モン・サン=ミシェル(Mont Saint-Michel)は、フランス北西部ノルマンディー地方のサン・マロ湾に浮かぶ小島で、その頂上にそびえる修道院とともに「西洋の驚異」と称される世界的な観光名所です。1979年には「モン・サン=ミシェルとその湾」としてユネスコ世界遺産に登録され、年間約300万人が訪れるフランス屈指の観光地となっています。
【歴史と建築の変遷】
モン・サン=ミシェルの起源は708年、アヴランシュ司教オベールが大天使ミカエルの啓示を受けて礼拝堂を建てたことに始まります。その後、966年にベネディクト会の修道士が移り住み、修道院としての発展が始まりました。11世紀にはロマネスク様式の建築が導入され、13世紀にはゴシック様式の「ラ・メルヴェイユ(La Merveille)」と呼ばれる建物が加わり、現在の壮麗な姿が形成されました。
14世紀の百年戦争時には、モン・サン=ミシェルは要塞としての役割を果たし、難攻不落の城塞として知られました。18世紀のフランス革命後には監獄として利用されましたが、19世紀末には修道院としての機能が再び復活し、現在に至ります。
【自然と景観の魅力】
モン・サン=ミシェルは、潮の干満差が最大15メートルにも及ぶサン・マロ湾に位置しており、満潮時には海に浮かぶ孤島となり、干潮時には陸続きとなる独特の景観が特徴です。この自然現象は訪れる人々に神秘的な印象を与え、写真愛好家や観光客にとって魅力的なスポットとなっています。
【見どころと体験】
修道院内部:「ラ・メルヴェイユ」と呼ばれるゴシック様式の建物内には、回廊や食堂、礼拝堂などがあり、中世の修道士たちの生活を垣間見ることができます。
村の散策:島内には石畳の小道が広がり、土産物店やカフェ、レストランが立ち並んでいます。
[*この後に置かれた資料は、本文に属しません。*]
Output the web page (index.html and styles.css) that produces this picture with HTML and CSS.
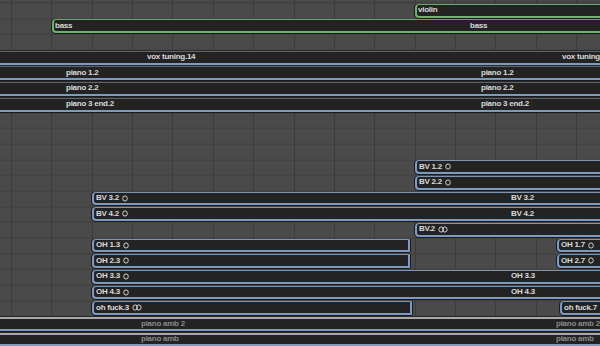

特に有名なのが、1888年創業の「ラ・メール・プラール(La Mère Poulard)」で提供されるスフレオムレツです。このオムレツは、巡礼者のために考案されたもので、現在も多くの観光客に親しまれています。
干潟ウォーキング:干潮時には、ガイド付きの干潟ウォーキングツアーに参加することができ、周囲の自然や歴史について学ぶことができます。ただし、潮の流れが速いため、専門のガイドとともに行動することが推奨されています。
【アクセス】
アクセス:パリからモン・サン=ミシェルへは、鉄道でレンヌまたはドル・ド・ブルターニュまで行き、そこからバスで約1時間半。また、パリ発の観光ツアーも多数催行されています。
ベストシーズン:春から秋にかけてが観光に適しており、特に5月から9月は天候も安定しています。ただし、夏季は観光客が多いため、早朝や夕方の訪問がおすすめです。
宿泊:島内には限られた宿泊施設しかないため、早めの予約が必要です。また、周辺の町にも多くの宿泊施設があり、そこから日帰りで訪れることも可能です。